With the current acquisitions, the company owns or has interests in 82 properties, representing 144 buildings with approximately 12.1 million rentable square feet predominantly in major U.S. life-science markets including Boston, San Diego, San Francisco, Seattle, Maryland, Pennsylvania, New York and New Jersey. With the two new South San Francisco properties, the Bay Area becomes the company’s second-largest market after the Cambridge-Boston region, as measured by current annualized base rents. Elan becomes the company’s fourth-largest tenant, representing approximately 7.2 percent of current annualized base rents as of June 30.

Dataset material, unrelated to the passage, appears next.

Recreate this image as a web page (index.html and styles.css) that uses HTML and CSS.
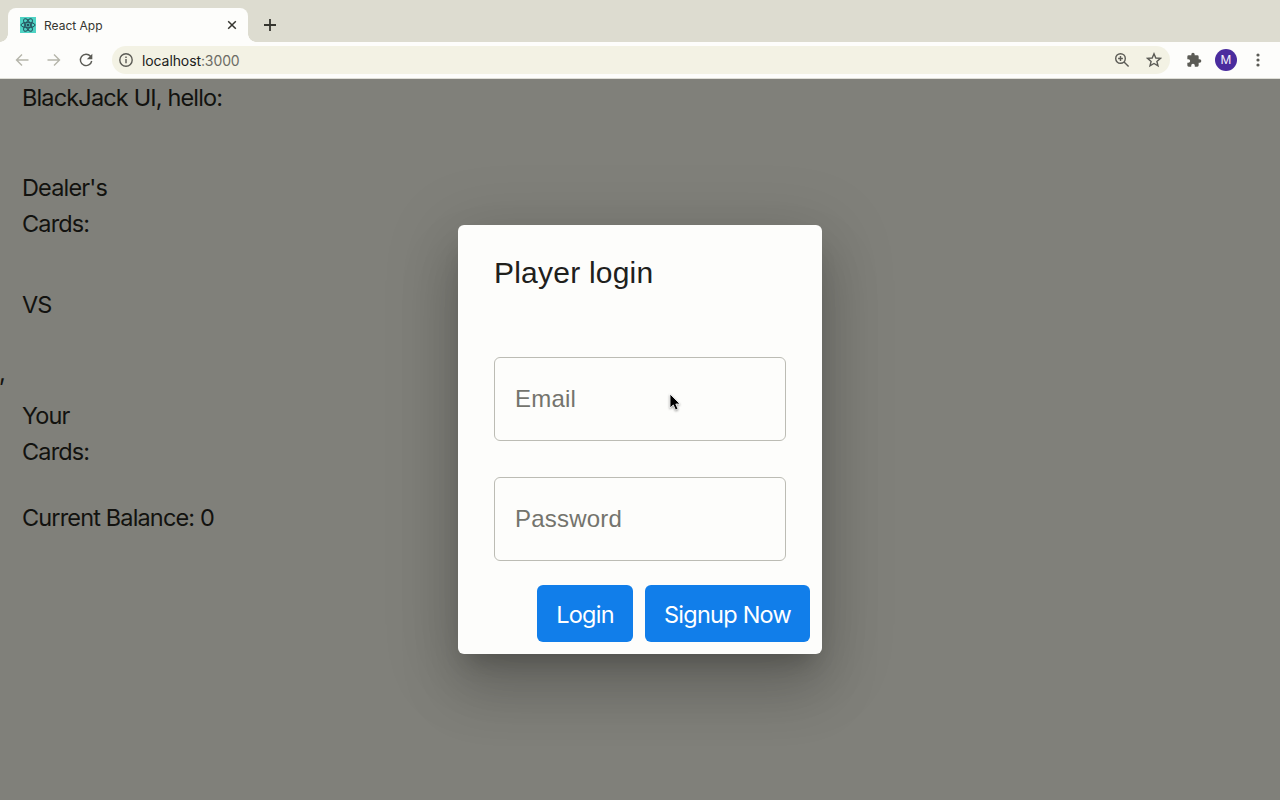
FILE: index.html
```html
<!DOCTYPE html>
<html lang="en">
<head>
<meta charset="utf-8">
<title>React App</title>
<link rel="stylesheet" href="styles.css">
</head>
<body>
<div class="browser">
  <header class="tabs">
    <div class="tab">
      <svg class="favicon" viewBox="0 0 16 16"><rect width="16" height="16" fill="#4fd3c4"/><g fill="none" stroke="#25505c" stroke-width="1"><ellipse cx="8" cy="8" rx="7" ry="2.7"/><ellipse cx="8" cy="8" rx="7" ry="2.7" transform="rotate(60 8 8)"/><ellipse cx="8" cy="8" rx="7" ry="2.7" transform="rotate(120 8 8)"/></g><circle cx="8" cy="8" r="1.5" fill="#25505c"/></svg>
      <span class="tab-title">React App</span>
      <svg class="close" viewBox="0 0 10 10"><path d="M1.2 1.2l7.6 7.6M8.8 1.2L1.2 8.8"/></svg>
    </div>
    <svg class="plus" viewBox="0 0 14 14"><path d="M7 1v12M1 7h12"/></svg>
  </header>
  <nav class="toolbar">
    <svg class="icon faded" viewBox="0 0 16 16"><path d="M14.5 8H2.500M8 2.500L2.500 8 8 13.500"/></svg>
    <svg class="icon faded" viewBox="0 0 16 16"><path d="M1.500 8h12M8 2.500L13.500 8 8 13.500"/></svg>
    <svg class="icon reload" viewBox="0 0 16 16"><path d="M12.5 4.3A5.7 5.7 0 1 0 13.7 9"/><path class="solid" d="M14.3 1.8v5.500H8.800z"/></svg>
    <div class="address">
      <svg class="info" viewBox="0 0 16 16"><circle cx="8" cy="8" r="6.2"/><path d="M8 7v4.2M8 4.6v1.5"/></svg>
      <span class="url">localhost<span class="port">:3000</span></span>
      <svg class="icon zoom" viewBox="0 0 16 16"><circle cx="6.5" cy="6.5" r="4.8"/><path d="M10 10l4.600 4.600M6.500 4.100v4.800M4.100 6.500h4.800"/></svg>
      <svg class="icon star" viewBox="0 0 16 16"><path d="M8 1.800l1.800 4.200 4.600.4-3.500 3 1.100 4.500L8 11.500l-4 2.400 1.100-4.500-3.500-3L6.200 6z"/></svg>
    </div>
    <svg class="icon puzzle" viewBox="0 0 24 24"><path class="solid" d="M20.5 11H19V7a2 2 0 0 0-2-2h-4V3.5a2.5 2.5 0 0 0-5 0V5H4a2 2 0 0 0-2 2v3.8h1.5a2.7 2.7 0 0 1 0 5.4H2V20a2 2 0 0 0 2 2h3.8v-1.5a2.7 2.7 0 0 1 5.4 0V22H17a2 2 0 0 0 2-2v-4h1.500a2.500 2.500 0 0 0 0-5z"/></svg>
    <span class="avatar">M</span>
    <svg class="icon dots" viewBox="0 0 16 16"><g class="solid"><circle cx="8" cy="3" r="1.6"/><circle cx="8" cy="8" r="1.6"/><circle cx="8" cy="13" r="1.6"/></g></svg>
  </nav>
  <main class="page">
    <p class="line hello">BlackJack UI, hello:</p>
    <p class="line dealer">Dealer's<br>Cards:</p>
    <p class="line versus">VS</p>
    <p class="stray">,</p>
    <p class="line yours">Your<br>Cards:</p>
    <p class="line balance">Current Balance: 0</p>
  </main>
</div>
<form class="dialog">
  <h2 class="title">Player login</h2>
  <div class="fields">
    <div class="field email">Email</div>
    <div class="field password">Password</div>
  </div>
  <div class="actions">
    <button class="button login" type="button">Login</button>
    <button class="button signup" type="button">Signup Now</button>
  </div>
</form>
<svg class="cursor" viewBox="0 0 12 18"><path d="M1 1v14l3.300-3.100 2.200 5.100 2.500-1-2.200-5H11z"/></svg>
</body>
</html>
```
FILE: styles.css
```css
* { box-sizing: border-box; }
body {
  margin: 0;
  width: 1280px;
  height: 800px;
  overflow: hidden;
  position: relative;
  font-family: Inter, sans-serif;
}
svg { display: block; flex: none; }
p, h2 { margin: 0; }
.browser { display: flex; flex-direction: column; height: 800px; }
.tabs {
  display: flex;
  height: 42px;
  padding: 8px 0 0 8px;
  background: #dddcd0;
}
.tab {
  position: relative;
  display: flex;
  align-items: center;
  width: 240px;
  height: 34px;
  padding: 0 11px 0 12px;
  background: #fdfdfb;
  border-radius: 8px 8px 0 0;
}
.tab::before, .tab::after {
  content: "";
  position: absolute;
  bottom: 0;
  width: 8px;
  height: 8px;
}
.tab::before { left: -8px; background: radial-gradient(circle at 0 0, transparent 7.5px, #fdfdfb 8px); }
.tab::after { right: -8px; background: radial-gradient(circle at 100% 0, transparent 7.5px, #fdfdfb 8px); }
.favicon { width: 16px; height: 16px; }
.tab-title { margin-left: 8px; font-size: 12px; color: #35352f; }
.close { width: 10px; height: 10px; margin-left: auto; fill: none; stroke: #35352f; stroke-width: 1.5; }
.plus { width: 14px; height: 14px; margin: 10px 0 0 15px; fill: none; stroke: #35352f; stroke-width: 1.8; }
.toolbar {
  display: flex;
  align-items: center;
  height: 37px;
  padding: 0 14px;
  background: #fdfdfb;
  border-bottom: 1px solid #deded6;
}
.icon { flex: none; width: 16px; height: 16px; margin-right: 16px; fill: none; stroke: #5b5b55; stroke-width: 1.4; }
.faded { stroke: #b5b5aa; }
.solid { fill: #5b5b55; stroke: none; }
.address {
  display: flex;
  flex: none;
  align-items: center;
  width: 1058px;
  height: 28px;
  margin: 0 16px 0 2px;
  padding-left: 6px;
  background: #f3f2e4;
  border-radius: 14px;
}
.info { width: 16px; height: 16px; fill: none; stroke: #5b5b55; stroke-width: 1.4; }
.url { margin-left: 8px; font-size: 14px; letter-spacing: -0.1px; color: #20201b; }
.port { color: #6c6c64; }
.zoom { margin-left: auto; }
.star { margin-right: 8px; }
.puzzle { margin-right: 13px; }
.avatar {
  flex: none;
  width: 22px;
  height: 22px;
  border-radius: 50%;
  background: #4a2c9e;
  color: #f4f1fa;
  font-size: 12px;
  line-height: 22px;
  text-align: center;
}
.dots { margin: 0 0 0 13px; }
.page { flex: 1; background: #80807a; color: #12120f; padding-top: 1px; }
.line { padding-left: 22px; font-size: 23.5px; line-height: 36px; letter-spacing: -0.85px; }
.dealer { margin-top: 54px; }
.versus { margin-top: 45px; }
.stray { margin-top: 32px; height: 36px; font-size: 24px; line-height: 36px; }
.stray { text-indent: -1px; }
.yours { margin-top: 7px; }
.balance { margin-top: 30px; }
.dialog {
  position: absolute;
  left: 458px;
  top: 225px;
  width: 364px;
  height: 429px;
  display: flex;
  flex-direction: column;
  background: #fdfdfb;
  border-radius: 6px;
  box-shadow: 0 16px 22px -10px rgba(0,0,0,.2), 0 36px 57px 4px rgba(0,0,0,.14), 0 13px 69px 12px rgba(0,0,0,.12);
  font-family: "Liberation Sans", Arial, sans-serif;
}
.title { padding: 24px 36px; font-size: 30px; line-height: 48px; font-weight: 400; letter-spacing: 0.22px; color: #20201c; }
.fields { display: flex; flex-direction: column; gap: 36px; padding: 36px 36px 24px; }
.field {
  height: 84px;
  padding: 0 20px;
  border: 1px solid #bcbcb4;
  border-radius: 6px;
  font-size: 24px;
  line-height: 82px;
  letter-spacing: 0.22px;
  color: #74746d;
}
.actions { display: flex; justify-content: flex-end; gap: 12px; padding-right: 12px; }
.button {
  height: 57px;
  padding: 2px 0 0;
  border: 0;
  border-radius: 6px;
  background: #117eea;
  color: #fff;
  font: 23.5px/55px Inter, sans-serif;
  letter-spacing: -0.75px;
}
.login { width: 96px; }
.signup { width: 165px; }
.cursor {
  position: absolute;
  left: 669px;
  top: 393px;
  width: 12px;
  height: 18px;
  fill: #000;
  stroke: #fff;
  stroke-width: 0.8;
  filter: drop-shadow(0 1px 1px rgba(0,0,0,.4));
}
```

In the second quarter, BioMed reported net income available to common share holders of $4.2 million on revenue of $92.9 million. The company reports third-quarter financials Nov. 3.

BioMed already owned multiple properties in South San Francisco as well as Fremont. It also has holdings in Brisbane, Hayward and San Carlos. In 2006, it acquired Newark’s nearly 1.4 million square-foot Pacific Research Center, a former Sun Microsystems campus. Through June, occupancy in the property stood at 27 percent.

South San Francisco is an attractive market to own life science properties because “there is proximity to San Francisco and the Peninsula for companies and service providers that are part of the life science business,” Griffin said.

“Our industry is a tenant-driven business, and the tenants have stated that they want to be in this market,” Griffin said.

The company is interested in markets from Berkeley to Stanford and beyond. It has acquired two thirds of its assets and developed the other one third. At present, it is seeking to expand its portfolio almost solely through acquisitions. It would consider build-to-suit projects but speculative construction is out of the question right now. “Rents really need to increase by 10 percent to 20 percent for us to consider doing a new multi-tenant development project,” Griffin said.

At the same time it bought the two South San Francisco buildings, BioMed announced the hiring of Anne Hoffman as a senior vice president of development working at the Pacific Research Center. “She will be helping us with all of our efforts on our properties in the San Francisco region,” Griffin said. Hoffman was president of Chamberlin Associates, the seller of the two South San Francisco campuses that BioMed just acquired. Since 2005, her duties included acquisition, finance, development, operational and disposition activities.